■ **Provided material**:
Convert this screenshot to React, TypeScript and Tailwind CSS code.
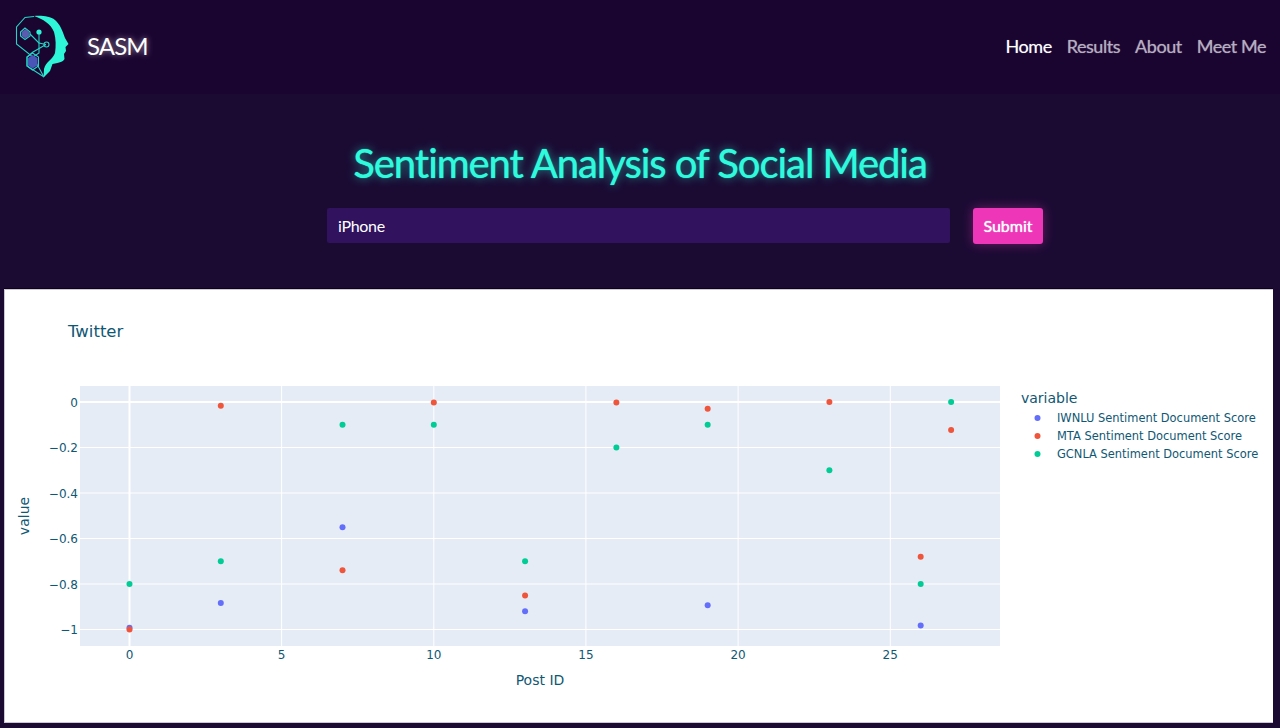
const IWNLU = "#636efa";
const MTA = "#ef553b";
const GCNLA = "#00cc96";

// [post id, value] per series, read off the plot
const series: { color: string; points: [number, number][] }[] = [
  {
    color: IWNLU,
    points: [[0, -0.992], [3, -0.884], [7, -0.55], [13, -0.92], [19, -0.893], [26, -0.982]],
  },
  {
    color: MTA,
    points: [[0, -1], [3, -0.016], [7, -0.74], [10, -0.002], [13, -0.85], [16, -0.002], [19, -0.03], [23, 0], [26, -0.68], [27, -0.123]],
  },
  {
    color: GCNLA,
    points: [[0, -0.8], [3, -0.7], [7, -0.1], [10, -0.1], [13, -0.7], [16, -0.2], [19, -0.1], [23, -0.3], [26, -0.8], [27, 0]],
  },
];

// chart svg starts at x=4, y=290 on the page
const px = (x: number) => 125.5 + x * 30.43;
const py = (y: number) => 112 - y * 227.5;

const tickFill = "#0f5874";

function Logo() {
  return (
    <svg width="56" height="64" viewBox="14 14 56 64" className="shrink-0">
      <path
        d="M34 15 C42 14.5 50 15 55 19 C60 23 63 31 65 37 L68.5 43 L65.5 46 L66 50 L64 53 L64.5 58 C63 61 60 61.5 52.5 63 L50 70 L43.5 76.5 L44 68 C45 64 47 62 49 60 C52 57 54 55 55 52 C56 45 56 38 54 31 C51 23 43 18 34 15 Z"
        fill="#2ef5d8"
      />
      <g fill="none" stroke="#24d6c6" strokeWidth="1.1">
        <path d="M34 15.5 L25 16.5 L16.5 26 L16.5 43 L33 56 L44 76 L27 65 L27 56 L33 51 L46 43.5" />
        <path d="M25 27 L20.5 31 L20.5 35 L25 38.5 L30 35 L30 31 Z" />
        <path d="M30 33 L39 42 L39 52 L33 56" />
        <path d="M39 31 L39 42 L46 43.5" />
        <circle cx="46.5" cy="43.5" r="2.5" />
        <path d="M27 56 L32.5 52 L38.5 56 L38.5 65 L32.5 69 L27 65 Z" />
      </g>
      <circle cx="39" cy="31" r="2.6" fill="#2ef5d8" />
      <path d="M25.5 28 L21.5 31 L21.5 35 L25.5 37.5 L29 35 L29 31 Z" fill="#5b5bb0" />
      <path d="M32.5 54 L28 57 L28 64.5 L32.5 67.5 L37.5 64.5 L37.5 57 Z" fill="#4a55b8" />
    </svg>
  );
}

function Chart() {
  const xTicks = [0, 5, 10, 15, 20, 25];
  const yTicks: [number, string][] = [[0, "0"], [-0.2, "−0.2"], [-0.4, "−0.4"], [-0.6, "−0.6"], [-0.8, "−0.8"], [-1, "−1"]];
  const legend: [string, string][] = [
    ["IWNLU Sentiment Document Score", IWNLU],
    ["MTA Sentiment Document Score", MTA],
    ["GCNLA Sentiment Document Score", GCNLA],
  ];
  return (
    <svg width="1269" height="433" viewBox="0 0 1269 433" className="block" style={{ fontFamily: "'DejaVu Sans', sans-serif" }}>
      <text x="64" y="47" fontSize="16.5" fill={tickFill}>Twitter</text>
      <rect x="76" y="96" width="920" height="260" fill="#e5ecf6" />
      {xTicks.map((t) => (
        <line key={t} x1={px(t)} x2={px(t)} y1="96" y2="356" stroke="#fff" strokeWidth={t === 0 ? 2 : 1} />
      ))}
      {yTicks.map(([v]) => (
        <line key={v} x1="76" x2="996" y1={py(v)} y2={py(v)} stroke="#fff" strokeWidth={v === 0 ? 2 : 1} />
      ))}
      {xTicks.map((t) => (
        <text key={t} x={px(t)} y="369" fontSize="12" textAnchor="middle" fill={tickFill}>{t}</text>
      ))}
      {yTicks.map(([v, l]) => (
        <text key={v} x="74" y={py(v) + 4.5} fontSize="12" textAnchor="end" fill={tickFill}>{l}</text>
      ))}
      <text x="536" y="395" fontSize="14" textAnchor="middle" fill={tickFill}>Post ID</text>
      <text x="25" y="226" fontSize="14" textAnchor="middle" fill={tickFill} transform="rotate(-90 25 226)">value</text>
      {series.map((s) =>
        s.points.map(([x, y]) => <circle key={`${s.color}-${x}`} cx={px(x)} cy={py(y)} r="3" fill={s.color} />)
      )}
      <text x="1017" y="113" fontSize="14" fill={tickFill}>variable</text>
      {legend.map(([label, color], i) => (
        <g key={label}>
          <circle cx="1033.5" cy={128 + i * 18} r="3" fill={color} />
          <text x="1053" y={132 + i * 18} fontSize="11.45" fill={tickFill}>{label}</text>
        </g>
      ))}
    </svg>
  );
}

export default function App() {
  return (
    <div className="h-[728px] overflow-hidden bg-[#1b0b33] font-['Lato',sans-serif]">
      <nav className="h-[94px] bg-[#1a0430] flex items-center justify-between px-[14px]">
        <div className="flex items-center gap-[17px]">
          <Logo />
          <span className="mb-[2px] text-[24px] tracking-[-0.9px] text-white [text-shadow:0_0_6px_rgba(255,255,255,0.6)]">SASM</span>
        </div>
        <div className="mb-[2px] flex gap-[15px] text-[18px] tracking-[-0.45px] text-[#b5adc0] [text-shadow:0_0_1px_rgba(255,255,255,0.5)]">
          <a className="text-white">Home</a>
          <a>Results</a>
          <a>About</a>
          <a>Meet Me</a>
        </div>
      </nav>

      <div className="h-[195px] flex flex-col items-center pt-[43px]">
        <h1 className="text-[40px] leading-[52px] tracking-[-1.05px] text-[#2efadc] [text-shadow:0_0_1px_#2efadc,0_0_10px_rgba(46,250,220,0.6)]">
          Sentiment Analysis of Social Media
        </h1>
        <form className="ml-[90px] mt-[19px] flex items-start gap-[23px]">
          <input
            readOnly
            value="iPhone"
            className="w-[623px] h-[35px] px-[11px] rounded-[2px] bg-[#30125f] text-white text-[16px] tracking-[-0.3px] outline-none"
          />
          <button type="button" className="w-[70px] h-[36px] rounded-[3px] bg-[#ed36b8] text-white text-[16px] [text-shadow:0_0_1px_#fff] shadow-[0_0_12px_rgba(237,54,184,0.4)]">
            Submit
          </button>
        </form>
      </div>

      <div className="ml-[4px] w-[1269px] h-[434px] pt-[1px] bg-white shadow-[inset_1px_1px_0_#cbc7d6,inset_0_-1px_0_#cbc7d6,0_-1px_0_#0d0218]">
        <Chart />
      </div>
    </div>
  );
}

■ **Requirement**:
Transcribe the listing in full and omit the pictures.

■ **The response**:
Convert this screenshot to React, TypeScript and Tailwind CSS code.
const IWNLU = "#636efa";
const MTA = "#ef553b";
const GCNLA = "#00cc96";

// [post id, value] per series, read off the plot
const series: { color: string; points: [number, number][] }[] = [
  {
    color: IWNLU,
    points: [[0, -0.992], [3, -0.884], [7, -0.55], [13, -0.92], [19, -0.893], [26, -0.982]],
  },
  {
    color: MTA,
    points: [[0, -1], [3, -0.016], [7, -0.74], [10, -0.002], [13, -0.85], [16, -0.002], [19, -0.03], [23, 0], [26, -0.68], [27, -0.123]],
  },
  {
    color: GCNLA,
    points: [[0, -0.8], [3, -0.7], [7, -0.1], [10, -0.1], [13, -0.7], [16, -0.2], [19, -0.1], [23, -0.3], [26, -0.8], [27, 0]],
  },
];

// chart svg starts at x=4, y=290 on the page
const px = (x: number) => 125.5 + x * 30.43;
const py = (y: number) => 112 - y * 227.5;

const tickFill = "#0f5874";

function Logo() {
  return (
    <svg width="56" height="64" viewBox="14 14 56 64" className="shrink-0">
      <path
        d="M34 15 C42 14.5 50 15 55 19 C60 23 63 31 65 37 L68.5 43 L65.5 46 L66 50 L64 53 L64.5 58 C63 61 60 61.5 52.5 63 L50 70 L43.5 76.5 L44 68 C45 64 47 62 49 60 C52 57 54 55 55 52 C56 45 56 38 54 31 C51 23 43 18 34 15 Z"
        fill="#2ef5d8"
      />
      <g fill="none" stroke="#24d6c6" strokeWidth="1.1">
        <path d="M34 15.5 L25 16.5 L16.5 26 L16.5 43 L33 56 L44 76 L27 65 L27 56 L33 51 L46 43.5" />
        <path d="M25 27 L20.5 31 L20.5 35 L25 38.5 L30 35 L30 31 Z" />
        <path d="M30 33 L39 42 L39 52 L33 56" />
        <path d="M39 31 L39 42 L46 43.5" />
        <circle cx="46.5" cy="43.5" r="2.5" />
        <path d="M27 56 L32.5 52 L38.5 56 L38.5 65 L32.5 69 L27 65 Z" />
      </g>
      <circle cx="39" cy="31" r="2.6" fill="#2ef5d8" />
      <path d="M25.5 28 L21.5 31 L21.5 35 L25.5 37.5 L29 35 L29 31 Z" fill="#5b5bb0" />
      <path d="M32.5 54 L28 57 L28 64.5 L32.5 67.5 L37.5 64.5 L37.5 57 Z" fill="#4a55b8" />
    </svg>
  );
}

function Chart() {
  const xTicks = [0, 5, 10, 15, 20, 25];
  const yTicks: [number, string][] = [[0, "0"], [-0.2, "−0.2"], [-0.4, "−0.4"], [-0.6, "−0.6"], [-0.8, "−0.8"], [-1, "−1"]];
  const legend: [string, string][] = [
    ["IWNLU Sentiment Document Score", IWNLU],
    ["MTA Sentiment Document Score", MTA],
    ["GCNLA Sentiment Document Score", GCNLA],
  ];
  return (
    <svg width="1269" height="433" viewBox="0 0 1269 433" className="block" style={{ fontFamily: "'DejaVu Sans', sans-serif" }}>
      <text x="64" y="47" fontSize="16.5" fill={tickFill}>Twitter</text>
      <rect x="76" y="96" width="920" height="260" fill="#e5ecf6" />
      {xTicks.map((t) => (
        <line key={t} x1={px(t)} x2={px(t)} y1="96" y2="356" stroke="#fff" strokeWidth={t === 0 ? 2 : 1} />
      ))}
      {yTicks.map(([v]) => (
        <line key={v} x1="76" x2="996" y1={py(v)} y2={py(v)} stroke="#fff" strokeWidth={v === 0 ? 2 : 1} />
      ))}
      {xTicks.map((t) => (
        <text key={t} x={px(t)} y="369" fontSize="12" textAnchor="middle" fill={tickFill}>{t}</text>
      ))}
      {yTicks.map(([v, l]) => (
        <text key={v} x="74" y={py(v) + 4.5} fontSize="12" textAnchor="end" fill={tickFill}>{l}</text>
      ))}
      <text x="536" y="395" fontSize="14" textAnchor="middle" fill={tickFill}>Post ID</text>
      <text x="25" y="226" fontSize="14" textAnchor="middle" fill={tickFill} transform="rotate(-90 25 226)">value</text>
      {series.map((s) =>
        s.points.map(([x, y]) => <circle key={`${s.color}-${x}`} cx={px(x)} cy={py(y)} r="3" fill={s.color} />)
      )}
      <text x="1017" y="113" fontSize="14" fill={tickFill}>variable</text>
      {legend.map(([label, color], i) => (
        <g key={label}>
          <circle cx="1033.5" cy={128 + i * 18} r="3" fill={color} />
          <text x="1053" y={132 + i * 18} fontSize="11.45" fill={tickFill}>{label}</text>
        </g>
      ))}
    </svg>
  );
}

export default function App() {
  return (
    <div className="h-[728px] overflow-hidden bg-[#1b0b33] font-['Lato',sans-serif]">
      <nav className="h-[94px] bg-[#1a0430] flex items-center justify-between px-[14px]">
        <div className="flex items-center gap-[17px]">
          <Logo />
          <span className="mb-[2px] text-[24px] tracking-[-0.9px] text-white [text-shadow:0_0_6px_rgba(255,255,255,0.6)]">SASM</span>
        </div>
        <div className="mb-[2px] flex gap-[15px] text-[18px] tracking-[-0.45px] text-[#b5adc0] [text-shadow:0_0_1px_rgba(255,255,255,0.5)]">
          <a className="text-white">Home</a>
          <a>Results</a>
          <a>About</a>
          <a>Meet Me</a>
        </div>
      </nav>

      <div className="h-[195px] flex flex-col items-center pt-[43px]">
        <h1 className="text-[40px] leading-[52px] tracking-[-1.05px] text-[#2efadc] [text-shadow:0_0_1px_#2efadc,0_0_10px_rgba(46,250,220,0.6)]">
          Sentiment Analysis of Social Media
        </h1>
        <form className="ml-[90px] mt-[19px] flex items-start gap-[23px]">
          <input
            readOnly
            value="iPhone"
            className="w-[623px] h-[35px] px-[11px] rounded-[2px] bg-[#30125f] text-white text-[16px] tracking-[-0.3px] outline-none"
          />
          <button type="button" className="w-[70px] h-[36px] rounded-[3px] bg-[#ed36b8] text-white text-[16px] [text-shadow:0_0_1px_#fff] shadow-[0_0_12px_rgba(237,54,184,0.4)]">
            Submit
          </button>
        </form>
      </div>

      <div className="ml-[4px] w-[1269px] h-[434px] pt-[1px] bg-white shadow-[inset_1px_1px_0_#cbc7d6,inset_0_-1px_0_#cbc7d6,0_-1px_0_#0d0218]">
        <Chart />
      </div>
    </div>
  );
}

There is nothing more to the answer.